En pratiquant une politique d’ouverture avec Israël, Hosni Moubarak s’est forgé une image respectable en Occident. Celle d’un homme plus ouvert et plus moderne. Il est parvenu à conserver un rôle d’interlocuteur privilégié de Washington dans le conflit israélo-palestinien et dans les affaires du Moyen-Orient en général. En retour, il a bénéficié d’une importante aide financière américaine.

L’accord de coopération économique israélo-égyptien signé en décembre 2004, le retour d’un ambassadeur égyptien à Tel-Aviv après quatre ans d’absence, la visite en Israël d’Ahmed Aboul-Gheith, le ministre égyptien des affaires étrangères, suivie de celle de son homologue israélien, Sylvan Shalom, au Caire, sont autant d’aboutissements récents de cette politique.

Mais, en Egypte, la politique extérieure de Moubarak soulève la colère et la désapprobation. Elle a contribué à creuser le fossé entre le régime et la population, qui ne s’y reconnaît pas. Au fil des années, la« rue » égyptienne est devenue de plus en plus hostile aux Etats-Unis et à Israël, ces deux pays étant indissociables dans les esprits.
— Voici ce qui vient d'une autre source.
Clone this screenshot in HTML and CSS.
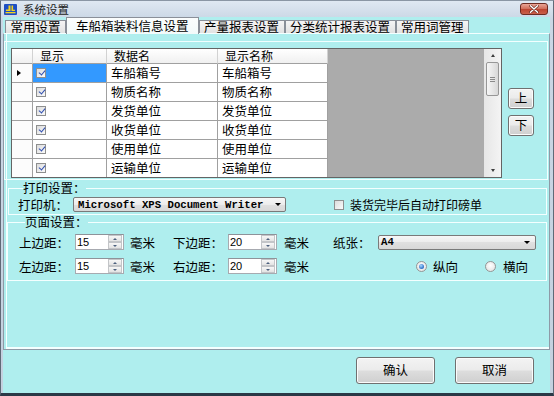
FILE: index.html
```html
<!DOCTYPE html>
<html lang="zh-CN">
<head>
<meta charset="utf-8">
<title>系统设置</title>
<link rel="stylesheet" href="styles.css">
</head>
<body>
<div class="window">
  <div class="titlebar">
    <svg class="app-icon" viewBox="0 0 13 11" width="13" height="11">
      <rect width="13" height="11" rx="1" fill="#1d4fc4"/>
      <path d="M4.5 1.5h2v5.5H2V5.6h2.5z" fill="#f4d41c"/>
      <path d="M7.5 1.5h1.6v4.2H11v1.3H7.5z" fill="#f4d41c"/>
      <rect x="1.5" y="8" width="10" height="1.3" fill="#f4d41c"/>
    </svg>
    <span class="title">系统设置</span>
    <div class="close-btn">
      <svg viewBox="0 0 10 8" width="10" height="8"><path d="M1.5 0.8l7 6.4M8.5 0.8l-7 6.4" stroke="#5a1e16" stroke-width="2.6" stroke-linecap="round"/><path d="M1.5 0.8l7 6.4M8.5 0.8l-7 6.4" stroke="#ffffff" stroke-width="1.5" stroke-linecap="round"/></svg>
    </div>
  </div>
  <div class="client">
    <div class="tabs">
      <div class="tab">常用设置</div>
      <div class="tab active">车船箱装料信息设置</div>
      <div class="tab">产量报表设置</div>
      <div class="tab">分类统计报表设置</div>
      <div class="tab">常用词管理</div>
    </div>
    <div class="tab-panel">
      <div class="grid-box">
        <div class="datagrid">
          <div class="dg-area">
            <div class="dg-table">
              <div class="hcell rowhead"></div>
              <div class="hcell">显示</div>
              <div class="hcell">数据名</div>
              <div class="hcell">显示名称</div>

              <div class="cell rowhead"><span class="row-arrow"></span></div>
              <div class="cell chk selected"><span class="cbox checked"></span></div>
              <div class="cell">车船箱号</div>
              <div class="cell">车船箱号</div>

              <div class="cell rowhead"></div>
              <div class="cell chk"><span class="cbox checked"></span></div>
              <div class="cell">物质名称</div>
              <div class="cell">物质名称</div>

              <div class="cell rowhead"></div>
              <div class="cell chk"><span class="cbox checked"></span></div>
              <div class="cell">发货单位</div>
              <div class="cell">发货单位</div>

              <div class="cell rowhead"></div>
              <div class="cell chk"><span class="cbox checked"></span></div>
              <div class="cell">收货单位</div>
              <div class="cell">收货单位</div>

              <div class="cell rowhead"></div>
              <div class="cell chk"><span class="cbox checked"></span></div>
              <div class="cell">使用单位</div>
              <div class="cell">使用单位</div>

              <div class="cell rowhead"></div>
              <div class="cell chk"><span class="cbox checked"></span></div>
              <div class="cell">运输单位</div>
              <div class="cell">运输单位</div>
            </div>
          </div>
          <div class="vscroll">
            <div class="sb-btn"><span class="tri-up"></span></div>
            <div class="sb-thumb"><span></span><span></span><span></span></div>
            <div class="sb-track"></div>
            <div class="sb-btn"><span class="tri-down"></span></div>
          </div>
        </div>
        <div class="order-btns">
          <button class="btn btn-small">上</button>
          <button class="btn btn-small">下</button>
        </div>
      </div>

      <fieldset class="group print-group">
        <legend>打印设置：</legend>
        <div class="print-row">
          <span class="lbl lbl-printer">打印机：</span>
          <div class="combo combo-printer"><span class="combo-text">Microsoft XPS Document Writer</span><span class="combo-arrow"></span></div>
          <span class="cbox plain"></span>
          <span class="chk-label">装货完毕后自动打印磅单</span>
        </div>
      </fieldset>

      <fieldset class="group page-group">
        <legend>页面设置：</legend>
        <div class="page-row">
          <span class="lbl w56">上边距：</span>
          <div class="spin"><span class="spin-val">15</span><span class="spin-btns"><span class="sp-up"></span><span class="sp-down"></span></span></div>
          <span class="unit u1">毫米</span>
          <span class="lbl w55">下边距：</span>
          <div class="spin"><span class="spin-val">20</span><span class="spin-btns"><span class="sp-up"></span><span class="sp-down"></span></span></div>
          <span class="unit u2">毫米</span>
          <span class="lbl w45">纸张：</span>
          <div class="combo combo-paper"><span class="combo-text">A4</span><span class="combo-arrow"></span></div>
        </div>
        <div class="page-row row2">
          <span class="lbl w56">左边距：</span>
          <div class="spin"><span class="spin-val">15</span><span class="spin-btns"><span class="sp-up"></span><span class="sp-down"></span></span></div>
          <span class="unit u1">毫米</span>
          <span class="lbl w55">右边距：</span>
          <div class="spin"><span class="spin-val">20</span><span class="spin-btns"><span class="sp-up"></span><span class="sp-down"></span></span></div>
          <span class="unit u2">毫米</span>
          <span class="radio-opt opt1"><span class="radio on"></span>纵向</span>
          <span class="radio-opt opt2"><span class="radio"></span>横向</span>
        </div>
      </fieldset>
    </div>
    <div class="footer">
      <button class="btn btn-big">确认</button>
      <button class="btn btn-big">取消</button>
    </div>
  </div>
</div>
</body>
</html>
```
FILE: styles.css
```css
* { box-sizing: border-box; }
html, body { margin: 0; padding: 0; }
body {
  width: 554px;
  height: 396px;
  overflow: hidden;
  font-family: "Noto Sans CJK SC", "Noto Sans", sans-serif;
  font-size: 12.5px;
  color: #000;
  background: #afeeee;
}

.window {
  width: 554px;
  height: 396px;
  display: flex;
  flex-direction: column;
  background: linear-gradient(#dfe8f2, #cad7e5 18px, #c4d1df);
  border-top: 1px solid #8a96a4;
  border-left: 1px solid #5f6a77;
  border-right: 1px solid #5f6a77;
  border-bottom: 3px solid #2b3846;
  padding: 0 3px 0 2px;
}

/* title bar */
.titlebar {
  flex: none;
  height: 16px;
  display: flex;
  align-items: center;
}
.app-icon { margin-left: 1px; flex: none; }
.title {
  margin-left: 6px;
  font-size: 11.5px;
  line-height: 14px;
  color: #1b1b1b;
}
.close-btn {
  margin-left: auto;
  margin-right: 2px;
  width: 28px;
  height: 12px;
  border: 1px solid #6e2b22;
  border-radius: 3px;
  background: linear-gradient(#eaa596, #d2725f 45%, #be4632 55%, #c9604b);
  display: flex;
  align-items: center;
  justify-content: center;
}

/* client */
.client {
  flex: 1;
  background: #afeeee;
  display: flex;
  flex-direction: column;
}

/* tabs */
.tabs {
  flex: none;
  height: 16px;
  display: flex;
  align-items: flex-end;
  padding-left: 2px;
  position: relative;
  z-index: 1;
}
.tab {
  height: 13px;
  border: 1px solid #8a9099;
  border-bottom: none;
  background: linear-gradient(#f5f5f5, #e2e2e2);
  padding: 0 4.5px;
  font-size: 12.5px;
  line-height: 12px;
  white-space: nowrap;
}
.tab.active {
  height: 17px;
  margin-bottom: -1px;
  padding: 0 9px;
  line-height: 15px;
  background: linear-gradient(#fbfdfd, #f2fafa);
}

.tab-panel {
  flex: none;
  height: 317px;
  border: 1px solid #8e9aa7;
  border-top-color: #f4ffff;
  box-shadow: inset 2px 0 0 #afeeee, inset 3px 0 0 #f4ffff, inset 0 -2px 0 #f4ffff;
  padding-top: 7px;
}

/* grid box */
.grid-box {
  height: 139px;
  margin-right: 1px;
  border: 1px solid #f2ffff;
  display: flex;
  align-items: flex-start;
  padding: 6px 0 0 6px;
}
.datagrid {
  flex: none;
  width: 491px;
  height: 130px;
  border: 1px solid #646464;
  display: flex;
}
.dg-area {
  flex: 1;
  background: #ababab;
}
.dg-table {
  display: grid;
  grid-template-columns: 21px 74px 111px 110px;
  grid-template-rows: 15px repeat(5, 19px) 18px;
  width: 316px;
}
.hcell {
  background: linear-gradient(#ffffff, #f0f0f0);
  border-right: 1px solid #d2d2d2;
  border-bottom: 1px solid #a0a0a0;
  font-size: 12px;
  line-height: 14px;
  padding-left: 7px;
  white-space: nowrap;
}
.cell {
  background: #fff;
  border-right: 1px solid #a0a0a0;
  border-bottom: 1px solid #a0a0a0;
  line-height: 18px;
  padding-left: 4px;
  white-space: nowrap;
}
.cell:nth-last-child(-n+4) { border-bottom: none; }
.rowhead {
  padding-left: 0;
  background: #fcfcfc;
  display: flex;
  align-items: center;
}
.hcell.rowhead { background: linear-gradient(#ffffff, #f0f0f0); }
.row-arrow {
  margin-left: 5px;
  width: 0;
  height: 0;
  border-top: 3.5px solid transparent;
  border-bottom: 3.5px solid transparent;
  border-left: 4px solid #000;
}
.cell.chk {
  padding-left: 3px;
  display: flex;
  align-items: center;
}
.cell.selected { background: #3399ff; }

.cbox {
  display: inline-block;
  width: 10px;
  height: 10px;
  border: 1px solid #8e8f8f;
  background: linear-gradient(135deg, #dcdcdc, #fafafa);
  position: relative;
  flex: none;
}
.cbox.checked::after {
  content: "";
  position: absolute;
  left: 2.5px;
  top: 0px;
  width: 3px;
  height: 5px;
  border-right: 1.6px solid #2f4fb0;
  border-bottom: 1.6px solid #2f4fb0;
  transform: rotate(40deg);
}

/* scrollbar */
.vscroll {
  flex: none;
  width: 17px;
  background: linear-gradient(90deg, #e6e6e6, #f4f4f4);
  display: flex;
  flex-direction: column;
  align-items: center;
}
.sb-btn {
  height: 13px;
  width: 17px;
  display: flex;
  align-items: center;
  justify-content: center;
  flex: none;
}
.tri-up, .tri-down {
  width: 0;
  height: 0;
  border-left: 2.5px solid transparent;
  border-right: 2.5px solid transparent;
}
.tri-up { border-bottom: 3px solid #3d3d3d; }
.tri-down { border-top: 3px solid #3d3d3d; }
.sb-thumb {
  flex: none;
  width: 13px;
  height: 34px;
  border: 1px solid #979797;
  border-radius: 2px;
  background: linear-gradient(90deg, #f6f6f6, #e4e4e4 60%, #d8d8d8);
  display: flex;
  flex-direction: column;
  justify-content: center;
  align-items: center;
  gap: 1px;
}
.sb-thumb span {
  width: 5px;
  height: 1px;
  background: #8a8a8a;
}
.sb-track { flex: 1; }

/* buttons */
.btn {
  font-family: "Noto Sans CJK SC", sans-serif;
  font-size: 12.5px;
  color: #000;
  padding: 0;
  border: 1px solid #707070;
  border-radius: 3px;
  background: linear-gradient(#f3f3f3, #ebebeb 48%, #dddddd 52%, #cfcfcf);
  box-shadow: inset 0 0 0 1px #fbfbfb;
  line-height: 1;
}
.order-btns {
  display: flex;
  flex-direction: column;
  gap: 6px;
  margin: 40px 0 0 6px;
}
.btn-small { width: 26px; height: 21px; }
.btn-big { width: 79px; height: 27px; }

/* group boxes */
.group {
  border: 1px solid #f4ffff;
  margin: 0;
  padding: 0;
  min-width: 0;
}
.group legend {
  padding: 0;
  font-size: 12.5px;
  line-height: 14px;
}
.print-group {
  margin: 1px 2px 0 4px;
  padding: 2px 0 2px 9px;
}
.print-group legend { margin-left: 5px; }
.page-group {
  margin: 0 2px 0 3px;
  padding: 5px 0 6px 11px;
}
.page-group legend { margin-left: 6px; }

.print-row {
  display: flex;
  align-items: center;
  height: 15px;
}
.lbl { white-space: nowrap; flex: none; }
.lbl-printer { width: 55px; }

.combo {
  flex: none;
  height: 15px;
  border: 1px solid #7a7a7a;
  border-radius: 2px;
  background: linear-gradient(#f7f7f7, #ececec 50%, #e0e0e0 50%, #d8d8d8);
  display: flex;
  align-items: center;
  padding: 0 4px 0 4px;
}
.combo-text {
  font-family: "Liberation Mono", "Courier New", monospace;
  font-weight: bold;
  font-size: 10.67px;
  line-height: 12px;
  white-space: nowrap;
}
.combo-arrow {
  margin-left: auto;
  width: 0;
  height: 0;
  border-left: 3px solid transparent;
  border-right: 3px solid transparent;
  border-top: 3px solid #000;
}
.combo-printer { width: 213px; }
.combo-paper { width: 158px; padding-left: 2px; padding-right: 5px; }

.cbox.plain { margin-left: 48px; }
.chk-label { margin-left: 6px; font-size: 12px; white-space: nowrap; }

.page-row {
  display: flex;
  align-items: center;
  height: 16px;
}
.page-row.row2 { margin-top: 8px; }
.w56 { width: 56px; }
.w55 { width: 55px; }
.w45 { width: 45px; }
.unit { flex: none; white-space: nowrap; }
.unit.u1 { margin-left: 6px; width: 43px; }
.unit.u2 { margin-left: 7px; width: 49px; }

.spin {
  flex: none;
  width: 49px;
  height: 16px;
  border: 1px solid #a7aab0;
  border-top-color: #8e9299;
  background: #fff;
  display: flex;
  align-items: center;
  padding-left: 1px;
}
.spin-val {
  font-family: "Liberation Sans", "DejaVu Sans", sans-serif;
  font-size: 11px;
  line-height: 12px;
}
.spin-btns {
  margin-left: auto;
  margin-right: 1px;
  width: 14px;
  height: 14px;
  display: flex;
  flex-direction: column;
}
.sp-up, .sp-down {
  flex: 1;
  border: 1px solid #c3c5c8;
  background: linear-gradient(#f7f7f7, #e3e3e3);
  display: flex;
  align-items: center;
  justify-content: center;
}
.sp-up::after, .sp-down::after {
  content: "";
  width: 0;
  height: 0;
  border-left: 2.5px solid transparent;
  border-right: 2.5px solid transparent;
}
.sp-up::after { border-bottom: 2.5px solid #4c607e; }
.sp-down::after { border-top: 2.5px solid #4c607e; }

.radio-opt {
  display: flex;
  align-items: center;
  gap: 6px;
  white-space: nowrap;
  flex: none;
}
.radio-opt.opt1 { margin-left: 83px; }
.radio-opt.opt2 { margin-left: 27px; gap: 7px; }
.radio {
  width: 11px;
  height: 11px;
  border-radius: 50%;
  border: 1px solid #959595;
  background: radial-gradient(circle at 50% 40%, #ffffff, #dedede);
  display: flex;
  align-items: center;
  justify-content: center;
}
.radio.on::after {
  content: "";
  width: 5px;
  height: 5px;
  border-radius: 50%;
  background: radial-gradient(circle at 40% 35%, #a9d8ff, #2b6fc7 70%, #1d4f99);
}

.footer {
  flex: 1;
  display: flex;
  justify-content: flex-end;
  align-items: flex-start;
  gap: 20px;
  padding: 7px 16px 0 0;
}
```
Ce sentiment se retrouve dans cette réflexion que Rifaat Al-Saïd, dirigeant du Tagammou ( Parti du rassemblement, d’obédience marxiste ), affirme avoir faite à un diplomate américain : « Nous ne serons jamais amis. Les Américains ne savent pas se faire des amis. Ils n’ont que des ennemis ou des agents. »

Le nom de Gamal Abdel Nasser demeure un symbole rassembleur. Trente-cinq ans après sa mort, l’ancien Raïs reste une figure aimée car il continue à incarner la « fierté » des Egyptiens et, au-delà, celle des peuples arabes. Une « fierté » dont beaucoup, en Egypte, estiment qu’elle a été « piétinée » par la politique américaine au Moyen-Orient.
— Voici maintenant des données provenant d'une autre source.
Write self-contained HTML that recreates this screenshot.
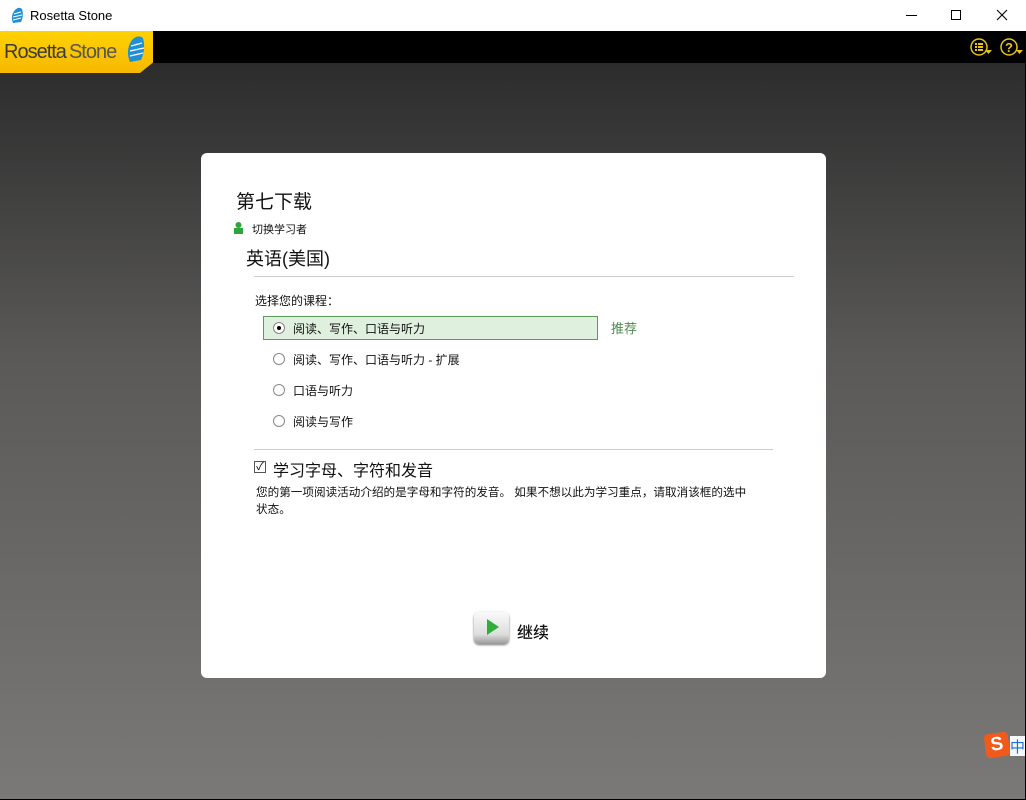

Deux dates sont généralement citées par les Cairotes pour établir la comparaison entre « la grandeur » de l’Egypte d’hier et « l’honneur perdu » de l’Egypte d’aujourd’hui. En 1956, Nasser défiait les deux grandes puissances étrangères de l’époque, la France et l’Angleterre, en nationalisant le canal de Suez. En 1991, Hosni Moubarak envoyait ses troupes aux côtés des Etats-Unis pour attaquer l’Irak. Aujourd’hui, concluent ces Egyptiens, la « politique américaine du dollar » sert de carotte ou de bâton pour manipuler un gouvernement qui a désormais perdu toute crédibilité.

Dans ce pays mené par un gouvernement allié de longue date de Washington, l’opposition égyptienne souhaite plus de liberté et de démocratie mais selon sa propre conception : en harmonisant davantage les opinions du peuple et la politique de ceux qui le gouvernent. Des élections libres en Egypte laisseraient peu de chances à un parti favorable à l’Amérique.